When I am in heavily Muslim countries, I wear hijab. It doesn’t matter if, as in Egypt, a small portion of women do not….they understand what not doing so means; I do not. So, I lean on the side of respect. If I go to dinner at a home in India and everyone eats with their hands, I eat with my hands (unless they insist on handing me a spoon and won’t accept my refusal). When I was on a nontourist beach once in Mexico, I was surprised to see that none of the females was in a swimsuit; they all had on shorts and a t-shirt. I did not strip down to my bathing suit; I kept my clothes on. I do not use swear words in places where others would be horrified at my language. I do not make negative commentary about Christianity in churches I am visiting (even though I am Hindu). I watch carefully to see what kind of behavior is expected of me and I follow suit.

In other words, when in Rome……yes, be respectful and act in a way that makes you a welcome guest. You will also find that when you fit in with the culture, you are treated much more nicely and harassment drops significantly. Along with these positives, you will also actually enjoy feeling a part of the area you are visiting, like you are now a bit Egyptian or Indian or Mexican or Chinese! Personally, for example, I enjoyed my hijab…I didn’t have to worry about styling my hair and the way it was wrapped around my head gave me a cheap face lift! I love wearing my saris in India, to get all dressed up in finery! What fun! So, participating in the local culture should be a part of your experience traveling, not something you fight against.

When you travel with Older Women, Cheap Travel, we will be honoring this code and we won’t be seeing the inside of a jail cell because you or any of your fellow travelers decided can act any way they please, because, after all, freedom of speech and freedom to act as we desire, is a right no matter where we are. Ummm…..nooo…..if you feel that way, stay where you can do as you want…..at home. If you travel, please respect the country you are visiting; you will make others happy, you will have a more enjoyable time, and you won’t give whatever country YOU are from a bad reputation. And always remember, traveling is not a right, it is a privilege.

Learn more about our upcoming trip to Nicaragua in January 2016!

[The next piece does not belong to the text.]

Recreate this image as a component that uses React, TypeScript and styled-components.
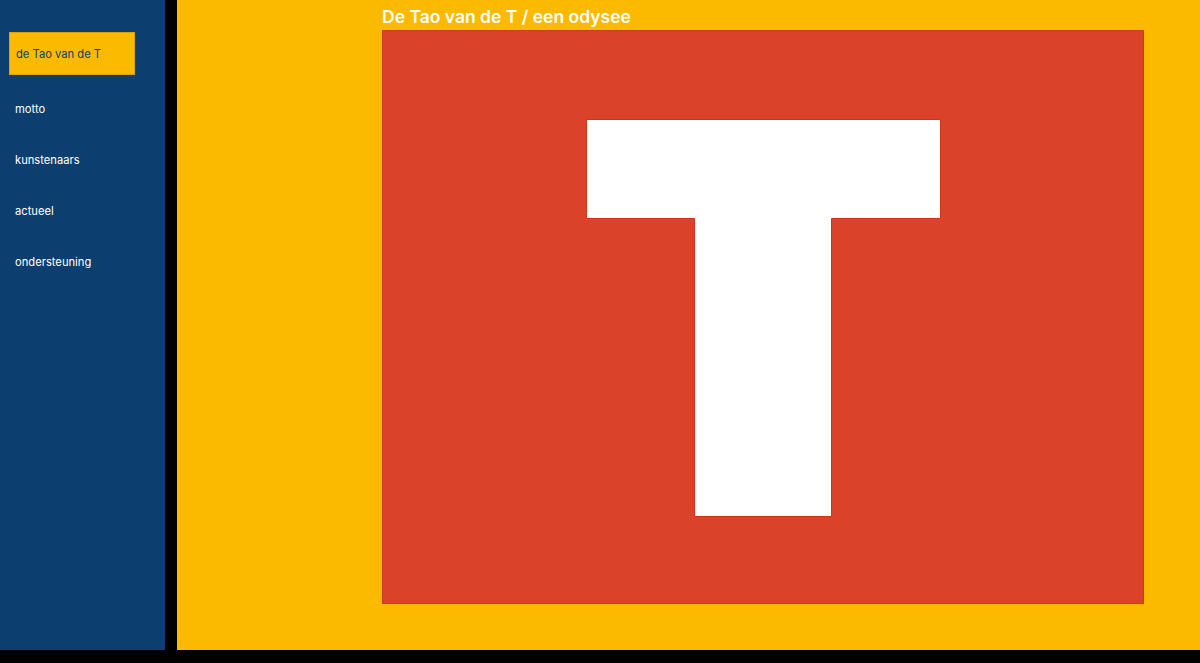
import React from 'react';
import styled, { createGlobalStyle } from 'styled-components';

const GlobalStyle = createGlobalStyle`
  html, body {
    margin: 0;
    padding: 0;
    background: #000;
    font-family: Inter, "Noto Sans", "Liberation Sans", sans-serif;
  }
`;

const Page = styled.div`
  display: flex;
  gap: 12px;
  height: 650px;
`;

const Sidebar = styled.nav`
  width: 165px;
  flex-shrink: 0;
  background: #0c3e6f;
  display: flex;
  flex-direction: column;
  gap: 8px;
  padding: 32px 0 0 9px;
  box-sizing: border-box;
`;

const NavItem = styled.a<{ $active?: boolean }>`
  display: flex;
  align-items: center;
  width: 126px;
  height: 43px;
  box-sizing: border-box;
  padding: 0 5px 0 ${(p) => (p.$active ? '6px' : '5px')};
  font-size: 11.2px;
  text-decoration: none;
  cursor: pointer;
  color: ${(p) => (p.$active ? '#0c3e6f' : '#fff')};
  background: ${(p) => (p.$active ? '#fbba00' : 'transparent')};
  border: 1px solid ${(p) => (p.$active ? '#d9a20a' : 'transparent')};
  margin-bottom: ${(p) => (p.$active ? '4px' : '0')};
`;

const Main = styled.main`
  flex: 1;
  background: #fbba00;
  padding: 3px 0 0 205px;
  box-sizing: border-box;
`;

const Title = styled.h1`
  margin: 0;
  font-size: 17.5px;
  line-height: 27px;
  font-weight: 600;
  color: #fff;
`;

const Poster = styled.div`
  width: 762px;
  height: 574px;
  box-sizing: border-box;
  background: #da422a;
  border: 1px solid #cc3a22;
`;

const items = ['de Tao van de T', 'motto', 'kunstenaars', 'actueel', 'ondersteuning'];

export default function App() {
  const [active, setActive] = React.useState(0);

  return (
    <>
      <GlobalStyle />
      <Page>
        <Sidebar>
          {items.map((label, i) => (
            <NavItem key={label} $active={i === active} onClick={() => setActive(i)}>
              {label}
            </NavItem>
          ))}
        </Sidebar>
        <Main>
          <Title>De Tao van de T / een odysee</Title>
          <Poster>
            <svg width="760" height="572" viewBox="0 0 760 572">
              <polygon
                points="203.5,88.5 557.5,88.5 557.5,187.5 448.5,187.5 448.5,485.5 311.5,485.5 311.5,187.5 203.5,187.5"
                fill="#fff"
                stroke="#d4321c"
                strokeWidth="1"
              />
            </svg>
          </Poster>
        </Main>
      </Page>
    </>
  );
}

Learn more about all our trips, how we travel, and how little it costs at Older Women, Cheap Travel!

9 thoughts on “Why it is Important to Respect Cultures When Traveling

  1. I agree with you, that when traveling a person is a guest in the country they are visiting. Whether you travel to India,France or the United States etc you should be respectful to the cultures.I believe before traveling people should do research not just for hotels and tourist attractions but the culture especially when traveling to a
    foreign country because you should know about where you are going. I always say when people are arrested in foriegn countries that they should have researched the countries cultural beliefs when they whine about being detained by law enforcement.

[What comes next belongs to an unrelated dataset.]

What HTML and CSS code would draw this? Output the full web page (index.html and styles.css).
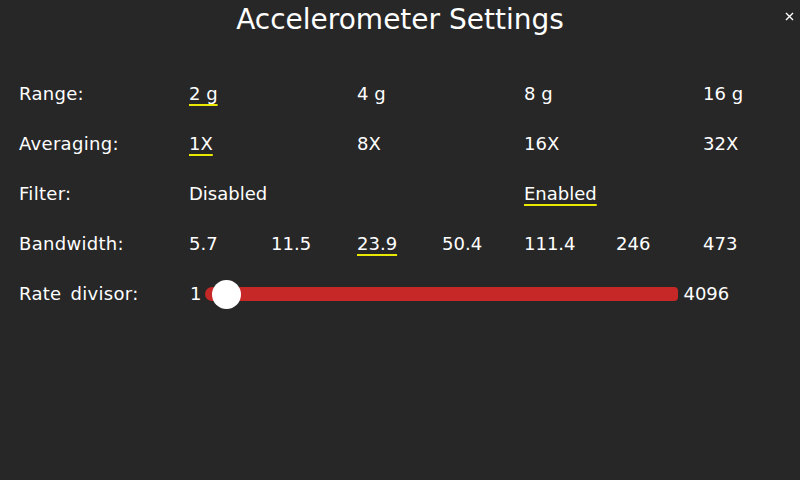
FILE: index.html
```html
<!DOCTYPE html>
<html>
<head>
<meta charset="utf-8">
<link rel="stylesheet" href="styles.css">
</head>
<body>
<div class="screen">
  <header class="title-bar">
    <h1 class="title">Accelerometer Settings</h1>
    <button class="close" aria-label="Close">
      <svg width="9" height="9" viewBox="0 0 9 9"><path d="M1 1L8 8M8 1L1 8" stroke="#ffffff" stroke-width="1.4" fill="none"/></svg>
    </button>
  </header>
  <div class="settings">
    <div class="label">Range:</div>
    <div class="opt c1"><span class="sel">2 g</span></div>
    <div class="opt c3">4 g</div>
    <div class="opt c5">8 g</div>
    <div class="opt c7">16 g</div>

    <div class="label">Averaging:</div>
    <div class="opt c1"><span class="sel">1X</span></div>
    <div class="opt c3">8X</div>
    <div class="opt c5">16X</div>
    <div class="opt c7">32X</div>

    <div class="label">Filter:</div>
    <div class="opt c1">Disabled</div>
    <div class="opt c5"><span class="sel">Enabled</span></div>

    <div class="label">Bandwidth:</div>
    <div class="opt c1">5.7</div>
    <div class="opt c2">11.5</div>
    <div class="opt c3"><span class="sel">23.9</span></div>
    <div class="opt c4">50.4</div>
    <div class="opt c5">111.4</div>
    <div class="opt c6">246</div>
    <div class="opt c7">473</div>

    <div class="label">Rate divisor:</div>
    <div class="slider-row">
      <span class="min">1</span>
      <div class="track"><div class="knob"></div></div>
      <span class="max">4096</span>
    </div>
  </div>
</div>
</body>
</html>
```
FILE: styles.css
```css
html, body {
  margin: 0;
  padding: 0;
  background: #272727;
}
.screen {
  width: 800px;
  height: 480px;
  background: #272727;
  color: #ffffff;
  font-family: "DejaVu Sans", sans-serif;
  overflow: hidden;
}
.title-bar {
  position: relative;
  height: 40px;
}
.title {
  margin: 0;
  font-size: 28px;
  font-weight: normal;
  line-height: 40px;
  text-align: center;
}
.close {
  position: absolute;
  right: 6px;
  top: 12px;
  width: 9px;
  height: 9px;
  padding: 0;
  border: 0;
  background: none;
  display: block;
}
.close svg { display: block; }
.settings {
  display: grid;
  grid-template-columns: 170px 82px 86px 85px 82px 92px 87px 1fr;
  grid-auto-rows: 50px;
  padding: 29px 0 0 19px;
  font-size: 18px;
  line-height: 50px;
}
.label { grid-column: 1; letter-spacing: 0.3px; word-spacing: 3px; }
.c1 { grid-column: 2; }
.c2 { grid-column: 3; }
.c3 { grid-column: 4; }
.c4 { grid-column: 5; }
.c5 { grid-column: 6; }
.c6 { grid-column: 7; }
.c7 { grid-column: 8; }
.opt { white-space: nowrap; }
.sel {
  text-decoration: underline;
  text-decoration-color: #e8e800;
  text-decoration-thickness: 2px;
  text-underline-offset: 4px;
}
.slider-row {
  grid-column: 2 / 9;
  display: flex;
  align-items: center;
}
.min { margin-left: 1px; }
.track {
  position: relative;
  margin-left: 4px;
  width: 473px;
  height: 14px;
  background: #c62828;
  border-radius: 7px 4px 4px 7px;
}
.knob {
  position: absolute;
  left: 7px;
  top: -7.5px;
  width: 29px;
  height: 29px;
  border-radius: 50%;
  background: #ffffff;
}
.max { margin-left: 5px; }
```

    1. I like your comment about EVEN in the US because we have many subcultures here as well. When I was a private detective and now as a profiler, when I have gone to interview people in certain areas I have always made sure to respect the local culture. And, by doing so, I got great cooperation! I can talk to ladies on the street or drug dealers in a ghetto or methheads in a trailer park. Simple fact, be friendly and don’t do things that are offensive to them, whatever they may be. You can’t elp being different, but you CAN help being SO different people can’t relate to you or even get upset by you. Running around like I did in a tube top and shorts in Morocco when I was 19 was the height of stupidity and insensitivity. Believe me, I learned my lesson quickly when I was labeled an American whore. Never made that kind of mistake again.


  2. Welcome, Ms. Fatima, to the website. Wouldn’t it be nice if we all had respect for each other’s cultures and religions? After all, we all feel our cultures and religions are important to us and we would like others to understand that. After all, this is what makes up our lives!


  3. I agree with showing your respect to all people you come in contact with, whether it be in the U.S.A or any other country. I have not traveled much yet in my life (but I am planning on doing so!) but I do know that by showing genuine respect towards someone by greeting them in the fashion that they accustomed to, I tend to get the respect back. I would imagine knowing a few common phrases in the language that you are visiting would be beneficial, especially Hello, How are you and Thank You.
    I haven’t been to Japan, or China or India, but I do frequent the cuisine of those cultures with my family and we practice talking with the staff who speak those languages. The magical thing about that is that we tend to get better service and are offered speciality items not found on the regular menu, especially at our favorite Mandarin restaurant who bring us the special tea now.

    I agree that all travelers need to know the basic laws and customs of that land so you don’t get a caning like you would if you spit out gum on the street in Singapore. Basically, behave like a decent person right?
    Or face the consequences that would be so much different than in the US!

    I wish you much luck with your new traveling adventures, Pat!

    May the road rise to meet you and may the wind always be at your back.


  4. Thank you, Annie! And I hope you join us in on a future trip! I will be sure to plan one for the summer when you can join!

    Yes, a few words in the language truly do make a difference as does dressing in local clothing. I can’t tell you how many times I have been complimented just because I was wearing a sari or salwar kameez or a hajib. Just recently, I was at the Pakistani Embassy Open House (they were included in the Embassy Tour in DC) and, head covered, I went onto the dance floor and danced to some Pakistani music (which is similar to Indian music). Afterwards, an gentlemen came up to me to tell me how well I danced and he complemented me on my scarf and knowledge of the food (I was chucking down pani puri while we were talking). So, great way to make friends, no enemies, when one travels.